++++ Supplied information ++++

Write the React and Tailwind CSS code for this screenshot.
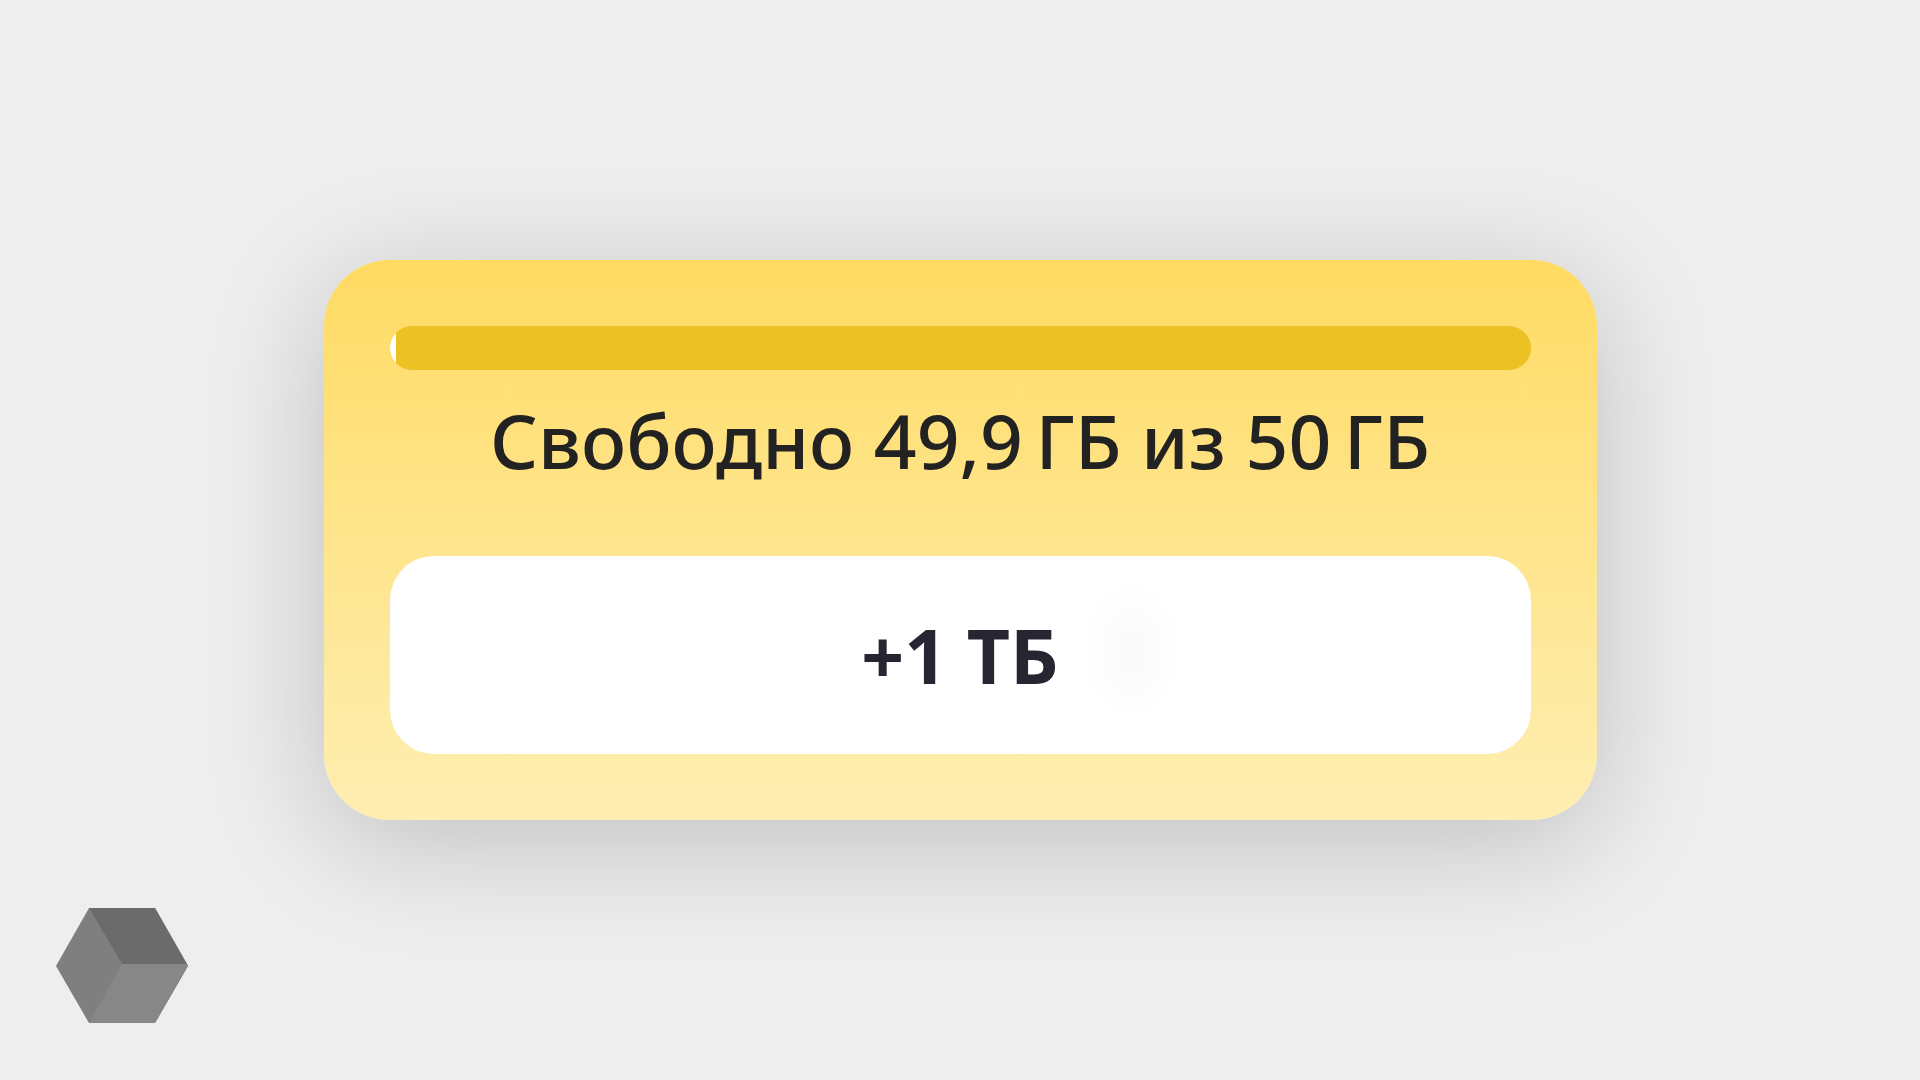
import React from "react";

const storage = { total: 50, free: 49.9 };

// narrow no-break space keeps the unit next to its number
const formatGb = (value) => `${String(value).replace(".", ",")}\u202fГБ`;

const StorageBar = ({ total, free }) => {
  const used = ((total - free) / total) * 100;

  return (
    <div
      role="progressbar"
      aria-labelledby="storage-label"
      aria-valuemin={0}
      aria-valuemax={100}
      aria-valuenow={Math.round(used)}
      className="h-11 w-full overflow-hidden rounded-full bg-[#ebc124]"
    >
      <div className="h-full min-w-[6px] bg-white" style={{ width: `${used}%` }} />
    </div>
  );
};

const CubeLogo = () => (
  <svg viewBox="0 0 132 115" className="h-[115px] w-[132px]" aria-hidden="true">
    <path d="M33 0 H99 L132 58 L99 115 H33 L0 58 Z" fill="#7f7f7f" />
    <path d="M33 0 H99 L131 56 H66 Z" fill="#6b6b6b" />
    <path d="M66 56 H131 L132 58 L99 115 H33 Z" fill="#878787" />
  </svg>
);

const App = () => {
  return (
    <div className="grid min-h-screen grid-rows-[1fr_auto_1fr] bg-[#eeeeee] font-['Noto_Sans',sans-serif]">
      <main className="row-start-2 mx-auto w-full max-w-[1273px] rounded-[66px] bg-linear-to-b from-[#ffdb61] to-[#feeeb1] p-[66px] shadow-[0_22px_120px_rgba(0,0,0,0.2)]">
        <StorageBar total={storage.total} free={storage.free} />
        <p
          id="storage-label"
          className="mt-[18px] text-center text-[75px] leading-[104px] font-medium text-[#222222]"
        >
          Свободно {formatGb(storage.free)} из {formatGb(storage.total)}
        </p>
        <button
          type="button"
          className="mt-16 h-[198px] w-full rounded-[44px] bg-white bg-[radial-gradient(ellipse_50px_70px_at_65%_48%,#f9f9f9,#ffffff)] text-[75px] font-bold text-[#262633]"
        >
          +1 ТБ
        </button>
      </main>
      <footer className="row-start-3 self-end pb-[57px] pl-14">
        <CubeLogo />
      </footer>
    </div>
  );
};

export default App;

++++

### Instructions for the task
From the listing above, return each line with the word "React".

### Problem solution
Write the React and Tailwind CSS code for this screenshot.
import React from "react";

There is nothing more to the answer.